The specific application of blockchain to the NAFTA/CAFTA processes is less important to the test itself, he said. "The success of the test is that we tested," he said. The assessment was produced by the government and was more detailed in terms of the government views, he said. "We had it segregated out with certain staff doing certain things, but with the trade, they kind of got pushed into the questionnaire and they just answered -- so you might be getting answers from software providers, an importer or a broker with different perspectives," he said. The next assessment will include a sliding scale questionnaire, which should improve how the feedback is measured, he said. Industry will be the driver for blockchain, which may mean another two to three years "before it really starts to fill in," Annunziato said.

"When you start looking at the totality of what we did, as far as benefits, it gets a little bit more complicated because you have to take that forward vision," he said. "So the forward vision would be, if you think of blockchain as a team sport, and if I have everybody contributing at the same time, you already begin to understand that that reduces the amount of labor that you have to do." Activities such as sending documents, storing documents and re-keying information would no longer be necessary, he said.

It would most likely take about "two years from the time Customs decides to invest in something" for CBP to put some level of blockchain in place, unless the agency chooses to move more quickly through a procurement, "but I don't see that happening right now." A pipeline test using blockchain is planned for the summer, Annunziato said. That test is designed to examine CBP's ability to track foreign oil shipments "either through the pipeline into the U.S" or from "spigot to entry," he said. "We think we've actually started to unlock that now," he said.

Other government agencies are starting to take a closer look toward blockchain, too, Annunziato said. The Food and Drug Administration, for example, is "starting to move, especially, I think, because of the food safety" aspect, he said. The Department of Health and Human Services, which oversees FDA, recently "got an authority to operate" and have "a system that they're standing up," he said.

Outside of blockchain, a couple of other initiatives are in the works, Annunziato said. For example, the BTID will be meeting with all of the policy offices of the Office of Trade and the COAC for a "trade idea festival, so to speak," he said. The BTID would start "bucketing and prioritizing" and seeing "what management would like us to look into for them."

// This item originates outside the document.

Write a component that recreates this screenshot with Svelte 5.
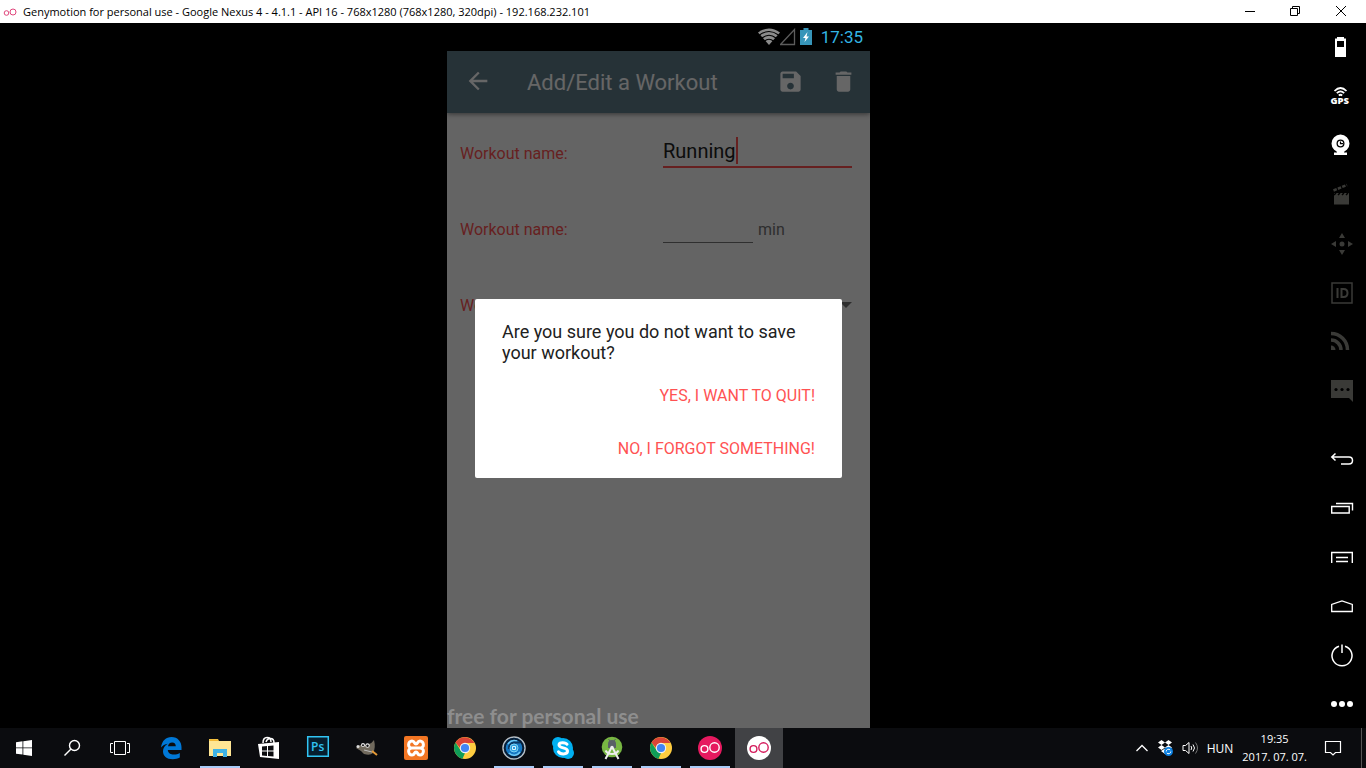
<script>
  let name = $state('Running');
  let minutes = $state('');

  const topTools = ['battery', 'gps', 'camera', 'clapper', 'move', 'id', 'feed', 'chat'];
  const bottomTools = ['back', 'recent', 'menu', 'home', 'power', 'more'];
  const dim = ['clapper', 'move', 'id', 'feed', 'chat'];

  const pinned = [
    { id: 'edge' },
    { id: 'folder', open: true },
    { id: 'store' },
    { id: 'photoshop' },
    { id: 'gimp' },
    { id: 'xampp' },
    { id: 'chrome' },
    { id: 'lens', open: true },
    { id: 'skype', open: true },
    { id: 'studio', open: true },
    { id: 'chrome', open: true },
    { id: 'geny', open: true },
    { id: 'genyplayer', active: true }
  ];
</script>

{#snippet tool(id)}
  <svg width="26" height="26" viewBox="0 0 26 26" fill="none" stroke="none">
    {#if id === 'battery'}
      <path fill="currentColor" fill-rule="evenodd" d="M8 2h7v1.500h2V22H6V3.500h2zM8 6v6h7V6z" />
    {:else if id === 'gps'}
      <g stroke="currentColor" stroke-width="1.700">
        <path d="M5.500 7Q11.500 1 17.500 7M7.800 9.200Q11.500 5.500 15.200 9.200M9.800 11.500Q11.500 10 13.200 11.500" />
      </g>
      <text x="1.500" y="20" font-size="9.500" font-weight="800" fill="currentColor" class="glyph">GPS</text>
    {:else if id === 'camera'}
      <circle cx="11.500" cy="10.500" r="6.500" stroke="currentColor" stroke-width="5" />
      <circle cx="11.500" cy="10.500" r="2.700" fill="currentColor" />
      <path d="M11.500 8.500v2.200H14" stroke="#000" stroke-width="1.200" />
      <path fill="currentColor" d="M7.500 17h8l-.500 2.500H18V22H5v-2.500h3z" />
    {:else if id === 'clapper'}
      <path fill="currentColor" d="M5 11h15v11.500H5z" />
      <path stroke="currentColor" stroke-width="2.500" d="M4.500 8.500 18 3" stroke-dasharray="3.500 1.200" />
      <path stroke="#000" stroke-width="1.500" d="m5 13 2-2M9 13l2-2M13 13l2-2M17 13l2-2" />
    {:else if id === 'move'}
      <circle cx="13" cy="13" r="2.500" fill="currentColor" />
      <path fill="currentColor" d="m13 2 3 5h-6zM13 24l3-5h-6zM2 13l5-3v6zM24 13l-5-3v6z" />
    {:else if id === 'id'}
      <path stroke="currentColor" stroke-width="1.500" d="M3 3h20v20H3z" />
      <path stroke="currentColor" stroke-width="2" d="M8.500 8v10M12.500 9h2q4 0 4 4t-4 4h-2z" />
    {:else if id === 'feed'}
      <g stroke="currentColor" stroke-width="3.500">
        <path d="M2 4.500A16.500 16.500 0 0 1 18.500 21M2 11A10 10 0 0 1 12 21" />
      </g>
      <path fill="currentColor" d="M2 16.500A4.500 4.500 0 0 1 6.500 21H2z" />
    {:else if id === 'chat'}
      <path fill="currentColor" d="M2 2h22v22l-4-4H2z" />
      <g fill="#000"><circle cx="7" cy="11.500" r="1.600" /><circle cx="13" cy="11.500" r="1.600" /><circle cx="19" cy="11.500" r="1.600" /></g>
    {:else if id === 'back'}
      <path stroke="currentColor" stroke-width="1.500" d="M6.500 7.500 2.800 11l3.700 3.500M3 11h17q3.500 0 3.500 3.500T20 18h-8" />
    {:else if id === 'recent'}
      <path stroke="currentColor" stroke-width="1.400" d="M2.700 11.500h17.500V18H2.700zM7 8.500h16.500v7" />
    {:else if id === 'menu'}
      <path stroke="currentColor" stroke-width="1.400" d="M2.700 19V8.500h20.600V19M7 13.500h12M7 17.500h12" />
    {:else if id === 'home'}
      <path stroke="currentColor" stroke-width="1.300" d="M2.700 18.500v-7L13 8l10.300 3.500v7z" />
    {:else if id === 'power'}
      <path stroke="currentColor" stroke-width="1.500" d="M10 4.200a10 10 0 1 0 6 0M13 2.500V11" />
    {:else}
      <g fill="currentColor"><circle cx="5" cy="13" r="3" /><circle cx="13" cy="13" r="3" /><circle cx="21" cy="13" r="3" /></g>
    {/if}
  </svg>
{/snippet}

{#snippet app(id)}
  <svg width="26" height="26" viewBox="0 0 26 26" fill="none">
    {#if id === 'edge'}
      <path fill="#0078d7" d="M3 12.500C4 5.500 8 2 13.500 2 20 2 23.500 7 23.500 12v3H9.800c.3 3.300 3 4.600 6 4.600 2.400 0 4.300-.6 6-1.700v4.700c-2 1.200-4.300 1.700-7 1.700C8.500 24.300 5 21 5 16.300c0-3.300 1.800-6 4.700-7.600C7 9 4.500 10.500 3 12.500zM10 11.200h7.800c0-2.300-1.200-3.800-3.700-3.800-2.300 0-3.700 1.500-4.100 3.800z" />
    {:else if id === 'folder'}
      <path fill="#f5c94b" d="M2 4h9l1 2h12v4H2z" />
      <path fill="#ffe694" d="M2 6h22v15H2z" />
      <path fill="#f2b632" d="M3 4.500h8v1.500H3z" />
      <path fill="#3fb3e6" d="M6 14h14v8h-4v-4h-6v4H6z" />
    {:else if id === 'store'}
      <path stroke="#fff" stroke-width="1.500" d="M7 8q0-5.500 4-5.500T15 7M10 7q1-3.500 4.500-3.500T18 8" />
      <path fill="#fff" d="m2 9 21-2v17L4 22z" />
      <path fill="#0b0c0f" d="M6 11.500l5-.5v4.500H6zM12 11l5.500-.5v5H12zM6 16.500h5V21l-5-.5zM12 16.500h5.500V21.500L12 21z" />
    {:else if id === 'photoshop'}
      <path fill="#061e2e" stroke="#31c5f4" stroke-width="1.500" d="M2.700 1.700h20.600v19.600H2.700z" />
      <text x="6" y="16" font-size="12" font-weight="600" fill="#31c5f4" class="glyph">Ps</text>
    {:else if id === 'gimp'}
      <path fill="#70695c" d="M6 10q4 1 9-1 3-1 5-4 2 8-1 13-3 3-9 1l-3-3-5-3z" />
      <circle cx="4" cy="11.500" r="1.500" fill="#ddd" /><circle cx="9" cy="10" r="2" fill="#eee" /><circle cx="13.500" cy="10.500" r="2.200" fill="#eee" />
      <circle cx="9" cy="10.300" r="1" fill="#111" /><circle cx="13.500" cy="10.800" r="1.200" fill="#111" />
      <path stroke="#bbb" d="m10 15 8 2" /><path stroke="#e59a35" stroke-width="2" d="m18 16 5 4" />
    {:else if id === 'xampp'}
      <rect x="1" y="1" width="24" height="24" rx="2" fill="#f37623" />
      <path stroke="#fff" stroke-width="3" stroke-linejoin="round" d="M13 13H9c-5 0-4-7 0-7 3 0 2 3 4 3s1-3 4-3c4 0 5 7 0 7h-4zm0 0H9c-5 0-4 7 0 7 3 0 2-3 4-3s1 3 4 3c4 0 5-7 0-7z" />
    {:else if id === 'chrome'}
      <circle cx="13" cy="13" r="11" fill="#ffcd40" />
      <path fill="#db4437" d="M13 13h-5L3.500 7.500A11 11 0 0 1 22.500 8H13z" />
      <path fill="#0f9d58" d="M3.500 7.500 8.700 15.500 13 18l-2.500 5.700A11 11 0 0 1 3.500 7.500z" />
      <circle cx="13" cy="13" r="5.200" fill="#f1f1f1" /><circle cx="13" cy="13" r="4.100" fill="#4285f4" />
    {:else if id === 'lens'}
      <circle cx="13" cy="13" r="11" fill="#1677c2" stroke="#b7bec4" stroke-width="1.500" />
      <circle cx="13" cy="13" r="9.300" stroke="#071d35" stroke-width="2" />
      <path stroke="#6cc8f5" stroke-width="1.500" d="M7 9a8 8 0 0 1 9-3M19 17a7 7 0 0 1-11 1" />
      <path stroke="#0a3965" stroke-width="2" d="M8 14a5.500 5.500 0 0 1 5-6.500h6" />
      <circle cx="13" cy="13" r="4" fill="#2c9fe0" stroke="#7bd2f5" /><path stroke="#d9f3ff" d="M11.500 11.500h3v3h-3z" />
    {:else if id === 'skype'}
      <circle cx="13" cy="13" r="10" fill="#00aff0" /><circle cx="8" cy="8" r="6" fill="#00aff0" /><circle cx="18" cy="18" r="6" fill="#00aff0" />
      <path stroke="#fff" stroke-width="3" stroke-linecap="round" d="M17 9.300C16 7.500 9 6.500 9 10c0 3.600 8.500 2.200 8.500 6 0 4-7.500 3.500-9 .800" />
    {:else if id === 'studio'}
      <circle cx="13" cy="12" r="10.300" fill="#78b743" />
      <path fill="#596066" d="M9 9a4 4 0 0 1 8 0v4H9z" /><path stroke="#596066" d="m9.500 4 1.500 2M16.500 4 15 6" />
      <path stroke="#eee" stroke-width="2" d="M12.300 13 6.500 24M13.700 13l5.800 11M6.500 15.500q2 3.500 6.500 3.500t6.500-3.500" /><circle cx="13" cy="12.500" r="1.700" fill="#eee" />
    {:else}
      <circle cx="13" cy="13" r="12" fill={id === 'geny' ? '#e6195f' : '#fff'} />
      <g stroke={id === 'geny' ? '#fff' : '#d51c5c'} stroke-width="1.400"><circle cx="7.500" cy="14" r="3.400" /><circle cx="17.500" cy="12.500" r="4.700" /></g>
    {/if}
  </svg>
{/snippet}

<div class="screen">
  <header class="titlebar">
    <svg width="14" height="12" viewBox="0 0 14 12" fill="none" stroke="#e0457b"><circle cx="3.500" cy="7" r="2.300" /><circle cx="10" cy="6" r="3" /></svg>
    <span class="caption">Genymotion for personal use - Google Nexus 4 - 4.1.1 - API 16 - 768x1280 (768x1280, 320dpi) - 192.168.232.101</span>
    <button aria-label="Minimize"><svg width="12" height="12" viewBox="0 0 12 12" stroke="#000"><path d="M2 5.500h10" /></svg></button>
    <button aria-label="Restore"><svg width="12" height="12" viewBox="0 0 12 12" fill="none" stroke="#000"><path d="M1.500 2.500h7v7h-7zM3.500 2.500v-2h7v7h-2" /></svg></button>
    <button aria-label="Close"><svg width="12" height="12" viewBox="0 0 12 12" stroke="#000"><path d="m1 0 10 10M11 0 1 10" /></svg></button>
  </header>

  <main class="emulator">
    <div class="stage">
      <section class="phone">
        <div class="status">
          <svg width="22" height="18" viewBox="0 0 22 18">
            <path fill="#8b8b8b" d="M0 4.500Q11-3.500 22 4.500L11 17z" />
            <path fill="none" stroke="#000" stroke-width="1.200" d="M1.500 7Q11 0 20.500 7M4 10q7-5.500 14 0M6.500 13q4.500-3.500 9 0" />
          </svg>
          <svg width="16" height="18" viewBox="0 0 16 18" fill="none" stroke="#5c5c5c" stroke-width="1.300"><path d="M.500 16.500 14.500 1.500v15z" /></svg>
          <svg class="cell" width="12" height="18" viewBox="0 0 12 18"><path fill="#3795b9" d="M3.500 0h5v2H12v15H0V2h3.500z" /><path fill="#fff" d="M7.500 4 3 10h2.500L4.500 14 9 8.500H6.500z" /></svg>
          <time>17:35</time>
        </div>

        <div class="app">
          <header class="appbar">
            <button aria-label="Navigate up"><svg width="28" height="28" viewBox="0 0 24 24" fill="#fff"><path d="M20 11H7.830l5.590-5.590L12 4l-8 8 8 8 1.410-1.410L7.830 13H20v-2z" /></svg></button>
            <h1>Add/Edit a Workout</h1>
            <button aria-label="Save"><svg width="27" height="27" viewBox="0 0 24 24" fill="#fff"><path d="M17 3H5c-1.110 0-2 .9-2 2v14c0 1.100.890 2 2 2h14c1.100 0 2-.9 2-2V7l-4-4zm-5 16c-1.660 0-3-1.340-3-3s1.340-3 3-3 3 1.340 3 3-1.340 3-3 3zm3-10H5V5h10v4z" /></svg></button>
            <button aria-label="Delete"><svg width="27" height="27" viewBox="0 0 24 24" fill="#fff"><path d="M6 19c0 1.100.9 2 2 2h8c1.100 0 2-.9 2-2V7H6v12zM19 4h-3.500l-1-1h-5l-1 1H5v2h14V4z" /></svg></button>
          </header>

          <form class="fields">
            <div class="row">
              <label for="name">Workout name:</label>
              <div class="box focus"><input id="name" bind:value={name} /><i class="caret"></i></div>
            </div>
            <div class="row">
              <label for="minutes">Workout name:</label>
              <div class="duration">
                <div class="box short"><input id="minutes" bind:value={minutes} /></div>
                <span>min</span>
              </div>
            </div>
            <div class="row">
              <label for="kind">Workout name:</label>
              <div class="picker">
                <select id="kind"><option></option></select>
                <svg width="12" height="6" viewBox="0 0 12 6" fill="#737373"><path d="M0 0h12L6 6z" /></svg>
              </div>
            </div>
          </form>
          <p class="licence">free for personal use</p>

          <div class="scrim">
            <div class="dialog" role="alertdialog" aria-modal="true" aria-labelledby="question">
              <p id="question">Are you sure you do not want to save your workout?</p>
              <button>YES, I WANT TO QUIT!</button>
              <button>NO, I FORGOT SOMETHING!</button>
            </div>
          </div>
        </div>
      </section>
    </div>

    <aside class="tools">
      <div>
        {#each topTools as id}<button class:dim={dim.includes(id)} aria-label={id}>{@render tool(id)}</button>{/each}
      </div>
      <div>
        {#each bottomTools as id}<button aria-label={id}>{@render tool(id)}</button>{/each}
      </div>
    </aside>
  </main>

  <footer class="taskbar">
    <nav class="system">
      <button aria-label="Start"><svg width="16" height="16" viewBox="0 0 16 16" fill="#fff"><path d="m0 2.200 6.500-.9v6.200H0zM7.300 1.200 16 0v7.500H7.300zM0 8.300h6.500v6.300L0 13.700zM7.300 8.300H16V16l-8.700-1.300z" /></svg></button>
      <button aria-label="Search"><svg width="18" height="18" viewBox="0 0 18 18" fill="none" stroke="#fff" stroke-width="1.400"><circle cx="11.500" cy="6.500" r="5" /><path d="M8 10 1.500 16.500" /></svg></button>
      <button aria-label="Task view"><svg width="20" height="16" viewBox="0 0 20 16" fill="none" stroke="#fff"><path d="M4.500 1.500h11v13h-11zM3 3.500H.5v9H3M17 3.500h2.500v9H17" /></svg></button>
    </nav>
    <nav class="apps">
      {#each pinned as item}
        <button class:open={item.open} class:active={item.active} aria-label={item.id}>{@render app(item.id)}</button>
      {/each}
    </nav>
    <div class="tray">
      <svg width="14" height="8" viewBox="0 0 14 8" fill="none" stroke="#fff" stroke-width="1.300"><path d="m1.500 7 5.500-5.500L12.500 7" /></svg>
      <svg width="17" height="16" viewBox="0 0 17 16"><path fill="#fff" d="m4.500 0 3.500 2.500-3.500 2.400L1 2.500zM11.500 0 15 2.500l-3.500 2.400L8 2.500zM4.500 5.100 8 7.500l-3.500 2.400L1 7.500zM11.500 5.100 15 7.500l-3.500 2.400L8 7.500zM4 11l4-2.500 3 3L8 14z" /><circle cx="11.500" cy="11.500" r="4.500" fill="#0b7fe0" /><path fill="none" stroke="#fff" d="M9.200 11.500a2.300 2.300 0 0 1 4-1.500M13.800 11.500a2.300 2.300 0 0 1-4 1.500" /></svg>
      <svg width="17" height="14" viewBox="0 0 17 14" fill="none" stroke="#fff"><path d="M1 4.500h2.500L7 1.500v11L3.500 9.500H1zM9 5q1.500 2 0 4M11 3.500q3 3.500 0 7" /><path stroke="#777" d="M13.500 1.500q4 5.500 0 11" /></svg>
      <span>HUN</span>
      <div class="clock"><time>19:35</time><time>2017. 07. 07.</time></div>
      <svg class="note" width="18" height="18" viewBox="0 0 18 18" fill="none" stroke="#fff" stroke-width="1.200"><path d="M1.500 2.500h15v11h-5L9 16l-2.500-2.500h-5z" /></svg>
      <i class="peek"></i>
    </div>
  </footer>
</div>

<style>
  :global(body) { margin: 0; background: #000; }
  .screen { min-height: 100vh; display: flex; flex-direction: column; font-family: 'Open Sans', sans-serif; }
  button { border: 0; padding: 0; background: none; font: inherit; color: inherit; display: flex; align-items: center; justify-content: center; }
  svg { display: block; flex: none; }
  .glyph { font-family: 'Open Sans', sans-serif; }

  .titlebar { height: 23px; background: #fff; display: flex; align-items: center; padding-left: 3px; }
  .caption { flex: 1; margin-left: 6px; font-size: 11px; line-height: 20px; color: #000; white-space: nowrap; }
  .titlebar button { width: 46px; height: 20px; }
  .titlebar button:last-child { margin-right: 2px; }

  .emulator { flex: 1; display: flex; }
  .stage { flex: 1; display: flex; justify-content: center; }
  .tools { width: 49px; display: flex; flex-direction: column; justify-content: space-between; color: #fff; }
  .tools button { width: 49px; height: 49px; }
  .tools .dim { color: #3a3a37; }

  .phone { width: 423px; display: flex; flex-direction: column; font-family: Roboto, sans-serif; }
  .status { height: 28px; display: flex; align-items: center; justify-content: flex-end; padding-right: 7px; color: #33b5e5; font-size: 17px; }
  .cell { margin: 0 9px 0 4px; }
  .app { flex: 1; position: relative; display: flex; flex-direction: column; background: #fafafa; }
  .appbar { height: 62px; display: flex; align-items: center; padding: 0 13px 0 17px; background: #607d8b; color: #fff; box-shadow: 0 1px 5px rgba(0, 0, 0, .5); }
  .appbar button { width: 28px; height: 28px; margin-bottom: 2px; }
  .appbar button:last-child { margin-left: 25px; }
  h1 { flex: 1; margin: 0 0 0 35px; font-size: 22px; font-weight: 400; }
  .fields { padding: 2px 18px 0 13px; }
  .row { display: grid; grid-template-columns: 203px 1fr; align-items: center; height: 76px; }
  label { font-size: 16px; color: #ff5252; }
  .box { display: flex; height: 27px; border-bottom: 1px solid #757575; }
  .focus { height: 29px; margin-bottom: 2px; border-bottom: 2px solid #ff5252; }
  input { field-sizing: content; min-width: 0; border: 0; padding: 0; outline: 0; background: none; font: 20px Roboto, sans-serif; color: #212121; }
  .caret { width: 2px; height: 27px; background: #ff5252; }
  .duration { display: flex; align-items: center; gap: 5px; font-size: 16px; color: #737373; }
  .short { width: 90px; }
  .picker { display: flex; align-items: center; }
  select { flex: 1; appearance: none; border: 0; background: none; height: 28px; }
  .licence { position: relative; z-index: 1; margin: auto 0 0; font: 700 21px/24px Lato, sans-serif; color: #8e8e8e; }
  .scrim { position: absolute; inset: 0; display: flex; align-items: center; justify-content: center; padding-bottom: 2px; background: rgba(0, 0, 0, .6); }
  .dialog { box-sizing: border-box; width: 367px; padding: 22px 27px 3px 27px; display: flex; flex-direction: column; align-items: flex-end; background: #fff; border-radius: 2px; }
  .dialog p { align-self: stretch; margin: 0 0 6px; font-size: 18px; line-height: 21px; color: #212121; }
  .dialog button { height: 53px; font-size: 16px; color: #ff5252; }

  .taskbar { height: 40px; display: flex; justify-content: space-between; background: #0b0c0f; color: #fff; }
  .system, .apps { display: flex; }
  .apps { flex: 1; gap: 1px; padding-left: 3px; }
  .system button, .apps button { width: 48px; height: 40px; box-sizing: border-box; }
  .apps .open { border: solid transparent; border-width: 2px 0; background: linear-gradient(#a9cbf7, #a9cbf7) center bottom / 40px 2px no-repeat border-box; }
  .apps .active { background: #414245; }
  .tray { display: flex; align-items: center; font-size: 12px; }
  .tray svg + svg { margin-left: 8px; }
  .tray span { margin-left: 8px; }
  .clock { display: flex; flex-direction: column; align-items: center; margin-left: 9px; font-size: 11px; line-height: 18px; }
  .tray .note { margin: 0 19px 0 17px; }
  .peek { align-self: stretch; width: 4px; border-left: 1px solid #555; }
</style>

Also being discussed is a means for better data sharing with other countries around trusted trader benefits, he said. "Wouldn't it be pretty interesting if we have a country that we're partnering up with and they're getting [Customs-Trade Partnership Against Terrorism] benefits and then if we want to have [an] importer then apply for benefits in our country, they can then apply and we can then get something verified by the other country that they actually got the CTPAT benefit," he said. "It's in concept right now" and would require further approval before going forward with starting to line up other countries, he said. But "I would like to see us do something internationally in a test."